On Fri, Feb 24, 2017 at 02:20:19PM -0800, Bram Cohen wrote:
> So your idea is to cluster entries by entry time because newer things are
> more likely to leave and updating multiple things near each other is
> cheaper?

Yes, exactly.

> That can be done with my tool. Instead of using hashes for the values being
> stored, you use position entries. The first entry gets a value of all
> zeros, the next one a one followed by all zeros, then the next two
> correspond to the first two with the second bit flipped to one, then the
> next four the first four with the third bit flipped to one, etc. It
> probably performs a little bit better to do it two bits at a time instead
> of one so that the entries are 00, 01, 10, 11, 0001, 0010, 0011, 0101,
> 0110, 0111, 1001, etc. If you were to really use this you'd probably want
> to to add some optimizations to use the fact that the terminals fit in 64
> bits instead of 256, but it mostly works unchanged, and gets whatever

So to be clear, what you're proposing there is to use the insertion order as
the index - once you go that far you've almost entirely re-invented my
proposal!

In fact, when I was working my proofchains/proofmarshal libraries I put some
thought into whether or not I could leave out the MMR merkelized list
implementation and use only the key-value map I also wrote. I decided to
include both as they aren't quite the same datastructure - using a list for a
list has advantages.

> benefits there are to this clustering plus the high performance
> implementation tricks I've built which I keep complaining that nobody's
> giving feedback on.

Your merkle-set implementation is 1500 lines of densely written Python with
almost no comments, and less than a 100 lines of (also uncommented) tests. By
comparison, my Python MMR implementation is 300 lines of very readable Python
with lots of comments, a 200 line explanation at the top, and 200 lines of
(commented) tests. Yet no-one is taking the (still considerable) effort to
understand and comment on my implementation. :)

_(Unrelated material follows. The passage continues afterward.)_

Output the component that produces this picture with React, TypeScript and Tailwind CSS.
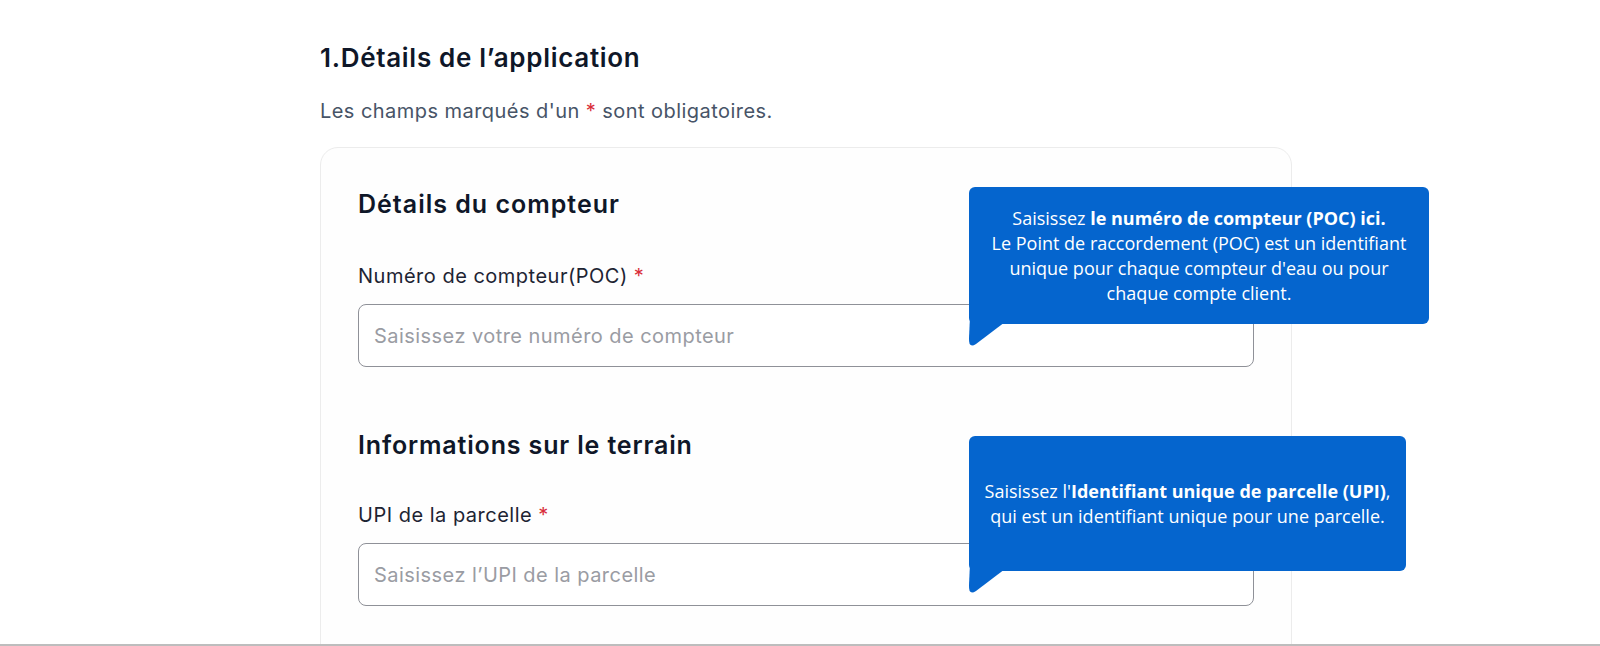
import React from 'react';

const Tail = () => (
  <svg
    className="absolute left-[-6px] top-[calc(100%-8px)]"
    width="42"
    height="34"
    viewBox="0 0 42 34"
  >
    <path d="M7 0 L6 22 Q5.5 33 13 28 L42 6 L42 0 Z" fill="#0565CE" />
  </svg>
);

const Field = ({ label, placeholder }: { label: string; placeholder: string }) => (
  <div className="flex flex-col">
    <label className="text-[20px] leading-[28px] text-[#1d2433] tracking-[0.5px]">
      {label} <span className="text-[#d92d3a]">*</span>
    </label>
    <input
      placeholder={placeholder}
      className="mt-[14px] h-[63px] w-full rounded-[8px] border border-[#8f9198] bg-white px-[15px] text-[20px] tracking-[0.45px] text-[#1d2433] placeholder:text-[#9a9ca3] outline-none"
    />
  </div>
);

export default function App() {
  return (
    <div
      className="relative h-[646px] overflow-hidden border-b-2 border-[#bdbdbd] bg-white"
      style={{ fontFamily: 'Inter, "Noto Sans", sans-serif' }}
    >
      <div className="pl-[320px] pt-[42px]">
        <h1 className="text-[26px] leading-[32px] font-semibold text-[#0f1728] tracking-[0.7px]">
          1.Détails de l’application
        </h1>
        <p className="mt-[23px] text-[20px] leading-[28px] text-[#475467] tracking-[0.45px]">
          Les champs marqués d'un <span className="text-[#d92d3a]">*</span> sont obligatoires.
        </p>

        <div className="mt-[22px] w-[972px] h-[600px] rounded-[18px] border border-[#ececec] bg-[#fefefe] px-[37px] pt-[40px]">
          <h2 className="text-[25px] leading-[32px] font-semibold text-[#0f1728] tracking-[1px]">
            Détails du compteur
          </h2>
          <div className="mt-[42px]">
            <Field label="Numéro de compteur(POC)" placeholder="Saisissez votre numéro de compteur" />
          </div>

          <h2 className="mt-[62px] text-[25px] leading-[32px] font-semibold text-[#0f1728] tracking-[0.85px]">
            Informations sur le terrain
          </h2>
          <div className="mt-[40px]">
            <Field label="UPI de la parcelle" placeholder="Saisissez l’UPI de la parcelle" />
          </div>
        </div>
      </div>

      {/* tooltips */}
      <div
        className="absolute left-[969px] top-[187px] w-[460px] h-[137px] rounded-[6px] bg-[#0565CE] flex items-center justify-center text-center text-white text-[18px] leading-[25px]"
        style={{ fontFamily: '"Open Sans", "Noto Sans", sans-serif' }}
      >
        <Tail />
        <p className="relative">
          Saisissez <b>le numéro de compteur (POC) ici.</b>
          <br />
          Le Point de raccordement (POC) est un identifiant
          <br />
          unique pour chaque compteur d'eau ou pour
          <br />
          chaque compte client.
        </p>
      </div>

      <div
        className="absolute left-[969px] top-[436px] w-[437px] h-[135px] rounded-[6px] bg-[#0565CE] flex items-center justify-center text-center text-white text-[18px] leading-[25px]"
        style={{ fontFamily: '"Open Sans", "Noto Sans", sans-serif' }}
      >
        <Tail />
        <p className="relative">
          Saisissez l'<b>Identifiant unique de parcelle (UPI)</b>,
          <br />
          qui est un identifiant unique pour une parcelle.
        </p>
      </div>
    </div>
  );
}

Fact is, what you've written is really daunting to review, and given it's not
in the final language anyway, it's unclear what basis to review it on anyway. I
suspect you'd get more feedback if the codebase was better commented, in a
production language, and you have actual real-world benchmarks and performance
figures.

In particular, while at the top of merkle_set.py you have a list of advantages,
and a bunch of TODO's, you don't explain *why* the code has any of these
advantages. To figure that out, I'd have to read and understand 1500 lines of
densely written Python. Without a human-readable pitch, not many people are
going to do that, myself included.

> I'm not sold on this being a win: The empirical access patterns are
> unknown,

Lost coins alone guarantees that access patterns will be biased towards new
coins being more likely to be spent. That basis alone is sufficient to justify
an insertion-ordered data structure. Additionally, people have done graphs of
the average age of UTXO's when spent, and that data clearly shows that newer
coins are more likely to be spent than older coins.

> unknown, it requires an extra cache miss per lookup to find the entry
> number,

Like I mentioned in the email you're replying to, that extra lookup can be
easily avoided with a change to how transactions/blocks are serialized; if all
your peers support TXO commitments you can even discard the lookup database
entirely, as it's only a backwards compatibility measure.

> it may be that everything is optimized well enough without it for
> there to be no meaningful gains, and it's a bunch of extra complexity. What

Optimization is itself extra complexity. If you're data structure has worse
inherent performance, and you have to make up the different with a highly
optimized implementation, that's likely to lead to more overall complexity than
using a data structure with better inherent performance.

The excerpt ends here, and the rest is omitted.